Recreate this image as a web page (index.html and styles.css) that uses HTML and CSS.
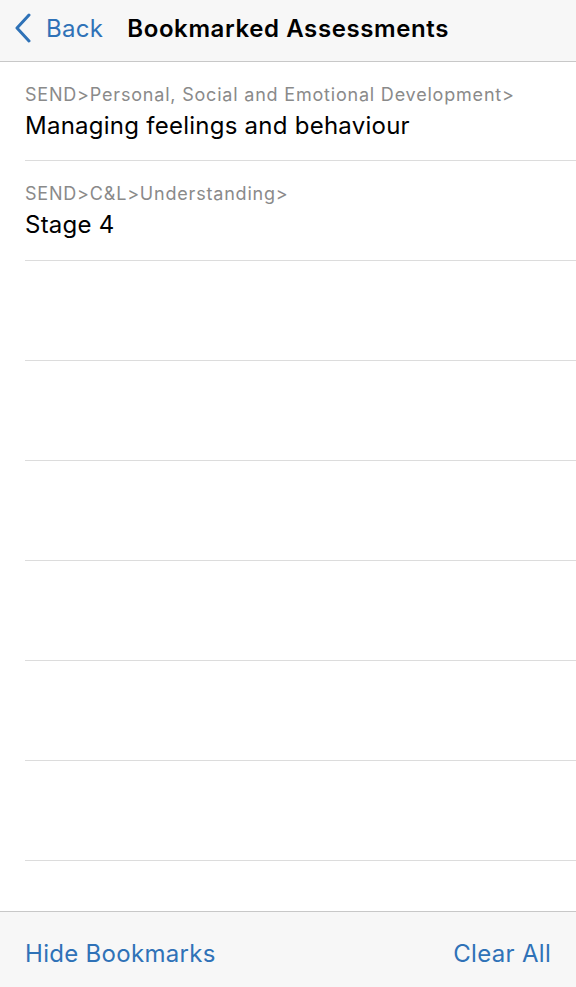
FILE: index.html
```html
<!DOCTYPE html>
<html lang="en">
<head>
    <meta charset="UTF-8">
    <meta name="viewport" content="width=device-width, initial-scale=1.0">
    <title>Bookmarked Assessments</title>
    <link rel="stylesheet" href="styles.css">
</head>
<body>
    <div class="screen">
        <div class="nav-bar">
            <a class="back" href="#">
                <svg class="chevron" width="20" height="30" viewBox="0 0 20 30">
                    <path d="M16 2 L4 15 L16 28" fill="none" stroke="currentColor" stroke-width="3" stroke-linecap="round" stroke-linejoin="round"/>
                </svg>
                <span>Back</span>
            </a>
            <h1>Bookmarked Assessments</h1>
        </div>

        <div class="list">
            <div class="row">
                <div class="path">SEND&gt;Personal, Social and Emotional Development&gt;</div>
                <div class="name">Managing feelings and behaviour</div>
            </div>
            <div class="row">
                <div class="path">SEND&gt;C&amp;L&gt;Understanding&gt;</div>
                <div class="name">Stage 4</div>
            </div>
            <div class="row"></div>
            <div class="row"></div>
            <div class="row"></div>
            <div class="row"></div>
            <div class="row"></div>
            <div class="row"></div>
        </div>

        <div class="toolbar">
            <a href="#">Hide Bookmarks</a>
            <a href="#">Clear All</a>
        </div>
    </div>
</body>
</html>
```

FILE: styles.css
```css
* {
    margin: 0;
    padding: 0;
    box-sizing: border-box;
}

body {
    font-family: Inter, "Liberation Sans", Arial, sans-serif;
    background: #fff;
    color: #000;
}

a {
    color: #2f72b7;
    text-decoration: none;
}

.screen {
    height: 987px;
    display: flex;
    flex-direction: column;
    overflow: hidden;
}

.nav-bar {
    height: 62px;
    flex-shrink: 0;
    display: flex;
    align-items: center;
    gap: 24px;
    padding: 0 0 5px 13px;
    background: #f7f7f7;
    border-bottom: 1px solid #c8c8c8;
}

.back {
    display: flex;
    align-items: center;
    gap: 13px;
    font-size: 24px;
    letter-spacing: 0.3px;
}

.chevron {
    display: block;
}

h1 {
    font-size: 24px;
    font-weight: 600;
    letter-spacing: 0.6px;
}

.list {
    flex: 1;
    padding-left: 25px;
}

.row {
    height: 100px;
    border-bottom: 1px solid #dcdcdc;
    padding-top: 22px;
}

.row:first-child {
    height: 99px;
}

.path {
    font-size: 18px;
    line-height: 22px;
    color: #8a8a8a;
    letter-spacing: 0.8px;
}

.name {
    font-size: 24px;
    line-height: 30px;
    margin-top: 5px;
    letter-spacing: 0.25px;
}

.toolbar {
    height: 76px;
    flex-shrink: 0;
    display: flex;
    justify-content: space-between;
    align-items: center;
    padding: 8px 25px 0;
    background: #f7f7f7;
    border-top: 1px solid #c8c8c8;
    font-size: 24px;
    letter-spacing: 0.3px;
}
```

What you are asked to do:
Reproduce each line exactly, please, except for any pictures.

Final result:
Recreate this image as a web page (index.html and styles.css) that uses HTML and CSS.
FILE: index.html
```html
<!DOCTYPE html>
<html lang="en">
<head>
    <meta charset="UTF-8">
    <meta name="viewport" content="width=device-width, initial-scale=1.0">
    <title>Bookmarked Assessments</title>
    <link rel="stylesheet" href="styles.css">
</head>
<body>
    <div class="screen">
        <div class="nav-bar">
            <a class="back" href="#">
                <svg class="chevron" width="20" height="30" viewBox="0 0 20 30">
                    <path d="M16 2 L4 15 L16 28" fill="none" stroke="currentColor" stroke-width="3" stroke-linecap="round" stroke-linejoin="round"/>
                </svg>
                <span>Back</span>
            </a>
            <h1>Bookmarked Assessments</h1>
        </div>

        <div class="list">
            <div class="row">
                <div class="path">SEND&gt;Personal, Social and Emotional Development&gt;</div>
                <div class="name">Managing feelings and behaviour</div>
            </div>
            <div class="row">
                <div class="path">SEND&gt;C&amp;L&gt;Understanding&gt;</div>
                <div class="name">Stage 4</div>
            </div>
            <div class="row"></div>
            <div class="row"></div>
            <div class="row"></div>
            <div class="row"></div>
            <div class="row"></div>
            <div class="row"></div>
        </div>

        <div class="toolbar">
            <a href="#">Hide Bookmarks</a>
            <a href="#">Clear All</a>
        </div>
    </div>
</body>
</html>
```

FILE: styles.css
```css
* {
    margin: 0;
    padding: 0;
    box-sizing: border-box;
}

body {
    font-family: Inter, "Liberation Sans", Arial, sans-serif;
    background: #fff;
    color: #000;
}

a {
    color: #2f72b7;
    text-decoration: none;
}

.screen {
    height: 987px;
    display: flex;
    flex-direction: column;
    overflow: hidden;
}

.nav-bar {
    height: 62px;
    flex-shrink: 0;
    display: flex;
    align-items: center;
    gap: 24px;
    padding: 0 0 5px 13px;
    background: #f7f7f7;
    border-bottom: 1px solid #c8c8c8;
}

.back {
    display: flex;
    align-items: center;
    gap: 13px;
    font-size: 24px;
    letter-spacing: 0.3px;
}

.chevron {
    display: block;
}

h1 {
    font-size: 24px;
    font-weight: 600;
    letter-spacing: 0.6px;
}

.list {
    flex: 1;
    padding-left: 25px;
}

.row {
    height: 100px;
    border-bottom: 1px solid #dcdcdc;
    padding-top: 22px;
}

.row:first-child {
    height: 99px;
}

.path {
    font-size: 18px;
    line-height: 22px;
    color: #8a8a8a;
    letter-spacing: 0.8px;
}

.name {
    font-size: 24px;
    line-height: 30px;
    margin-top: 5px;
    letter-spacing: 0.25px;
}

.toolbar {
    height: 76px;
    flex-shrink: 0;
    display: flex;
    justify-content: space-between;
    align-items: center;
    padding: 8px 25px 0;
    background: #f7f7f7;
    border-top: 1px solid #c8c8c8;
    font-size: 24px;
    letter-spacing: 0.3px;
}
```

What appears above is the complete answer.